Pour moi, les valeurs humaines sont plus importantes que les notions de territoire ou de nation. Les frontières n’existent sans doute que pour permettre la transgression et nous faire avancer dans la vie. Je n’ai jamais eu le sentiment d’appartenir à une collectivité, un territoire, une nation. Je ne me suis donc jamais considéré non plus comme un migrant. Je suis un nomade dans l’âme.
Il faut partir et voyager et seul se retrouver. L’exil m’a découvert à moi-même. Vivre à l’étranger, c’est visionner ses vies comme dans un film. Chaque jour, j’y apprends ma vie. J’ai laissé les êtres aimés en arrière ; j’extrais du présent toute sa sève et cette dualité est ma force créatrice.
Et un jour enfin je serai un. Je réconcilierai le lointain et le proche, l’idéal et le quotidien, le passé et le présent, et l’avenir sera parfait.

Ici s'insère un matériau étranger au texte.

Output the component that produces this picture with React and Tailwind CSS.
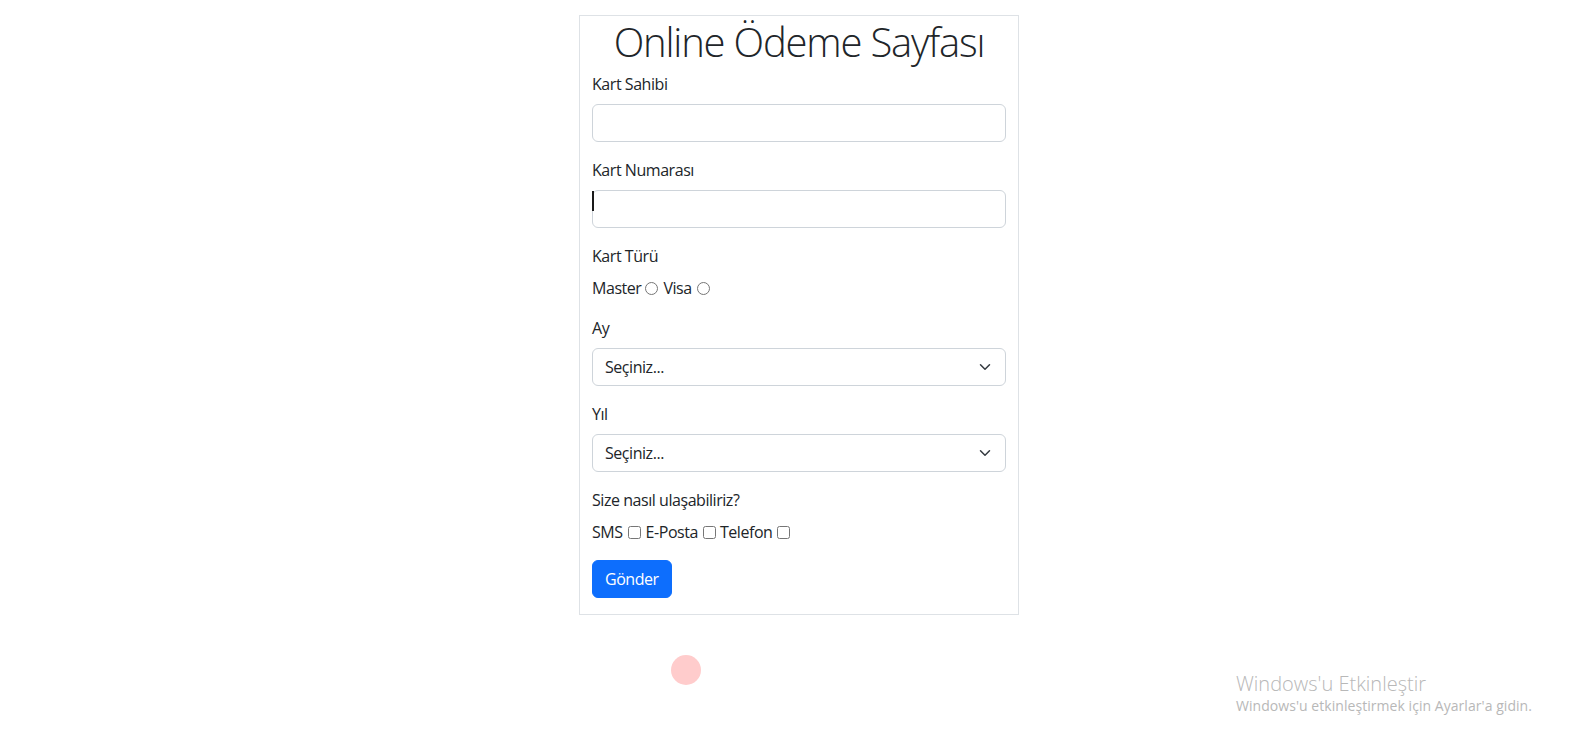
import React from "react";

function Chevron() {
  return (
    <svg
      className="pointer-events-none absolute right-[13px] top-1/2 -translate-y-1/2"
      width="16"
      height="12"
      viewBox="0 0 16 16"
      fill="none"
    >
      <path
        d="m2 5 6 6 6-6"
        stroke="#343a40"
        strokeWidth="2"
        strokeLinecap="round"
        strokeLinejoin="round"
      />
    </svg>
  );
}

function Field({ label, children }) {
  return (
    <div className="mb-4">
      <label className="mb-2 block leading-6">{label}</label>
      {children}
    </div>
  );
}

function SelectBox() {
  return (
    <div className="relative">
      <select className="block h-[38px] w-full appearance-none rounded-[6px] border border-[#ced4da] bg-white pl-3 pr-9 leading-6 tracking-[-0.45px] text-[#212529] outline-none">
        <option>Seçiniz...</option>
      </select>
      <Chevron />
    </div>
  );
}

export default function App() {
  return (
    <div className="relative min-h-screen w-full bg-white font-['Open_Sans','Noto_Sans',sans-serif] text-[16px] tracking-[-0.45px] text-[#212529]">
      <div className="flex justify-center pl-[6px] pt-[15px]">
        <div className="w-[440px] border border-[#dee2e6] px-3">
          <h1 className="mb-2 pt-[3px] text-center text-[40px] font-light leading-[45px] tracking-[-1.2px]">
            Online Ödeme Sayfası
          </h1>
          <form>
            <Field label="Kart Sahibi">
              <input
                type="text"
                className="block h-[38px] w-full rounded-[6px] border border-[#ced4da] px-3 outline-none"
              />
            </Field>
            <Field label="Kart Numarası">
              <div className="relative">
                <input
                  type="text"
                  className="block h-[38px] w-full rounded-[6px] border border-[#ced4da] px-3 outline-none"
                />
                {/* mouse caret */}
                <span className="absolute left-0 top-[1px] h-[20px] w-[2px] bg-[#1a1a1a]" />
              </div>
            </Field>
            <div className="mb-4">
              <label className="mb-2 block leading-6">Kart Türü</label>
              <div className="flex h-6 items-center">
                <span>Master</span>
                <input type="radio" name="tur" className="ml-[4px] mr-[5px] h-[13px] w-[13px]" />
                <span>Visa</span>
                <input type="radio" name="tur" className="ml-[5px] h-[13px] w-[13px]" />
              </div>
            </div>
            <Field label="Ay">
              <SelectBox />
            </Field>
            <Field label="Yıl">
              <SelectBox />
            </Field>
            <div className="mb-4">
              <label className="mb-2 block leading-6">Size nasıl ulaşabiliriz?</label>
              <div className="flex h-6 items-center">
                <span>SMS</span>
                <input type="checkbox" className="ml-[5px] mr-[5px] h-[13px] w-[13px]" />
                <span>E-Posta</span>
                <input type="checkbox" className="ml-[5px] mr-[4px] h-[13px] w-[13px]" />
                <span>Telefon</span>
                <input type="checkbox" className="ml-[5px] h-[13px] w-[13px]" />
              </div>
            </div>
            <div className="mb-4">
              <button
                type="button"
                className="h-[38px] rounded-[6px] border border-[#0d6efd] bg-[#0d6efd] px-3 leading-6 text-white"
              >
                Gönder
              </button>
            </div>
          </form>
        </div>
      </div>

      {/* click highlight */}
      <div className="absolute left-[671px] top-[655px] h-[30px] w-[30px] rounded-full bg-[#ffcccc]" />

      {/* activation watermark */}
      <div className="absolute left-[1236px] top-[670px] tracking-normal text-[#b8b8b8]">
        <div className="text-[20px] font-light leading-[27px]">Windows'u Etkinleştir</div>
        <div className="text-[14px] leading-[17px] tracking-[0.05px]">Windows'u etkinleştirmek için Ayarlar'a gidin.</div>
      </div>
    </div>
  );
}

Last name : Poirat – First name : Guy
Place of birth : Montreal, Quebec, Canada – Date of birth : november 9, 1950
Profession : artist
Arrival in France: 1993
Does chance have a logic? I left Canada for France in January 1993. By a strange irony of fate, plane ticket was misprinted and the date given for the return flight was January 2001. Since then I’ve returned twice to Canada, once for tax reasons, and once to bury my father.
For me, human values are more important that notions of territory or nation. Frontiers exist no doubt to be transgressed and to help us along in life. I never felt I belonged to a group, a territory, a nation. So I never considered myself a migrant either I’m a spiritual nomad.
You have to leave and travel, to orient yourself alone. Exile has been a self-revelation. Living abroad is like viewing your lives in a movie. Each day I learn my life. I left loved ones behind. I suck all the nectar out of the present and this duality is my creative force.
One fine day, I’ll be one. I’ll reconcile what’s far with what’s close, the ideal with the daily, the past with the present, and the future will be perfect.